## WHAT YOU NEED TO DO
Reproduce the material word for word; the images stay out.

## DATASET EXTRACT
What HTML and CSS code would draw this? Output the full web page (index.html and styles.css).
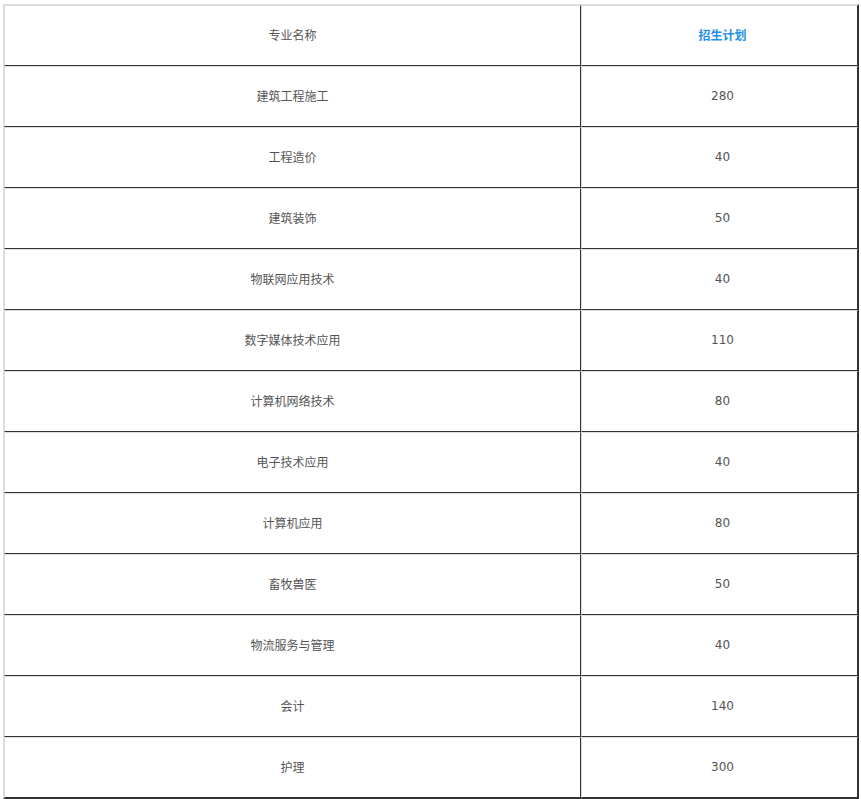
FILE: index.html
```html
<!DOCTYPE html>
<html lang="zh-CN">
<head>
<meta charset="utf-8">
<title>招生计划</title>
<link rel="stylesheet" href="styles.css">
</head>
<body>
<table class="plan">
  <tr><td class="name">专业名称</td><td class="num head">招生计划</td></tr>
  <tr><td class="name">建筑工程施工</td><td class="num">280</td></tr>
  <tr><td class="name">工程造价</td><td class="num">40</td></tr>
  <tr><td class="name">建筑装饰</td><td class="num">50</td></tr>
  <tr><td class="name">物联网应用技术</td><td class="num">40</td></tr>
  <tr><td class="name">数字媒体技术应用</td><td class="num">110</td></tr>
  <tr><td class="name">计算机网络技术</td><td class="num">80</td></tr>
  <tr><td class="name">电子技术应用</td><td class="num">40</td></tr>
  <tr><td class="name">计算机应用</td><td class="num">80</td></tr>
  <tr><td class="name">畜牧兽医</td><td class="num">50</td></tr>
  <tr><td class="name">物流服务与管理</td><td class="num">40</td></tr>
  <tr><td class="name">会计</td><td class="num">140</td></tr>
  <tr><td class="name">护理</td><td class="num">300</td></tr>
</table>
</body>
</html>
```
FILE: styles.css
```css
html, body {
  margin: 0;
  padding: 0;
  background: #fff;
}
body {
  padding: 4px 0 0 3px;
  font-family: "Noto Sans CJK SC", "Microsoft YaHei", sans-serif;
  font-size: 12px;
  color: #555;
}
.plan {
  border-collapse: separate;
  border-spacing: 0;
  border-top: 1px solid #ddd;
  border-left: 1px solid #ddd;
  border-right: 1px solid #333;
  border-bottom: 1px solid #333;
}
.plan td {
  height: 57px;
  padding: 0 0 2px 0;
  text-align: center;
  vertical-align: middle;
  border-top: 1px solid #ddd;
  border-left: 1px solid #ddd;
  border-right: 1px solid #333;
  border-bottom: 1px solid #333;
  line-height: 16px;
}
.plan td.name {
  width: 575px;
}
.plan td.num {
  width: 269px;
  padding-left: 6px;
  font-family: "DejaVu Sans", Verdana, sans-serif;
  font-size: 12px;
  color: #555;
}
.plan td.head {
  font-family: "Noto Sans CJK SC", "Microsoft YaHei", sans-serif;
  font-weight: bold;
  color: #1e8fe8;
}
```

## EXERCISE OUTPUT
What HTML and CSS code would draw this? Output the full web page (index.html and styles.css).
FILE: index.html
```html
<!DOCTYPE html>
<html lang="zh-CN">
<head>
<meta charset="utf-8">
<title>招生计划</title>
<link rel="stylesheet" href="styles.css">
</head>
<body>
<table class="plan">
  <tr><td class="name">专业名称</td><td class="num head">招生计划</td></tr>
  <tr><td class="name">建筑工程施工</td><td class="num">280</td></tr>
  <tr><td class="name">工程造价</td><td class="num">40</td></tr>
  <tr><td class="name">建筑装饰</td><td class="num">50</td></tr>
  <tr><td class="name">物联网应用技术</td><td class="num">40</td></tr>
  <tr><td class="name">数字媒体技术应用</td><td class="num">110</td></tr>
  <tr><td class="name">计算机网络技术</td><td class="num">80</td></tr>
  <tr><td class="name">电子技术应用</td><td class="num">40</td></tr>
  <tr><td class="name">计算机应用</td><td class="num">80</td></tr>
  <tr><td class="name">畜牧兽医</td><td class="num">50</td></tr>
  <tr><td class="name">物流服务与管理</td><td class="num">40</td></tr>
  <tr><td class="name">会计</td><td class="num">140</td></tr>
  <tr><td class="name">护理</td><td class="num">300</td></tr>
</table>
</body>
</html>
```
FILE: styles.css
```css
html, body {
  margin: 0;
  padding: 0;
  background: #fff;
}
body {
  padding: 4px 0 0 3px;
  font-family: "Noto Sans CJK SC", "Microsoft YaHei", sans-serif;
  font-size: 12px;
  color: #555;
}
.plan {
  border-collapse: separate;
  border-spacing: 0;
  border-top: 1px solid #ddd;
  border-left: 1px solid #ddd;
  border-right: 1px solid #333;
  border-bottom: 1px solid #333;
}
.plan td {
  height: 57px;
  padding: 0 0 2px 0;
  text-align: center;
  vertical-align: middle;
  border-top: 1px solid #ddd;
  border-left: 1px solid #ddd;
  border-right: 1px solid #333;
  border-bottom: 1px solid #333;
  line-height: 16px;
}
.plan td.name {
  width: 575px;
}
.plan td.num {
  width: 269px;
  padding-left: 6px;
  font-family: "DejaVu Sans", Verdana, sans-serif;
  font-size: 12px;
  color: #555;
}
.plan td.head {
  font-family: "Noto Sans CJK SC", "Microsoft YaHei", sans-serif;
  font-weight: bold;
  color: #1e8fe8;
}
```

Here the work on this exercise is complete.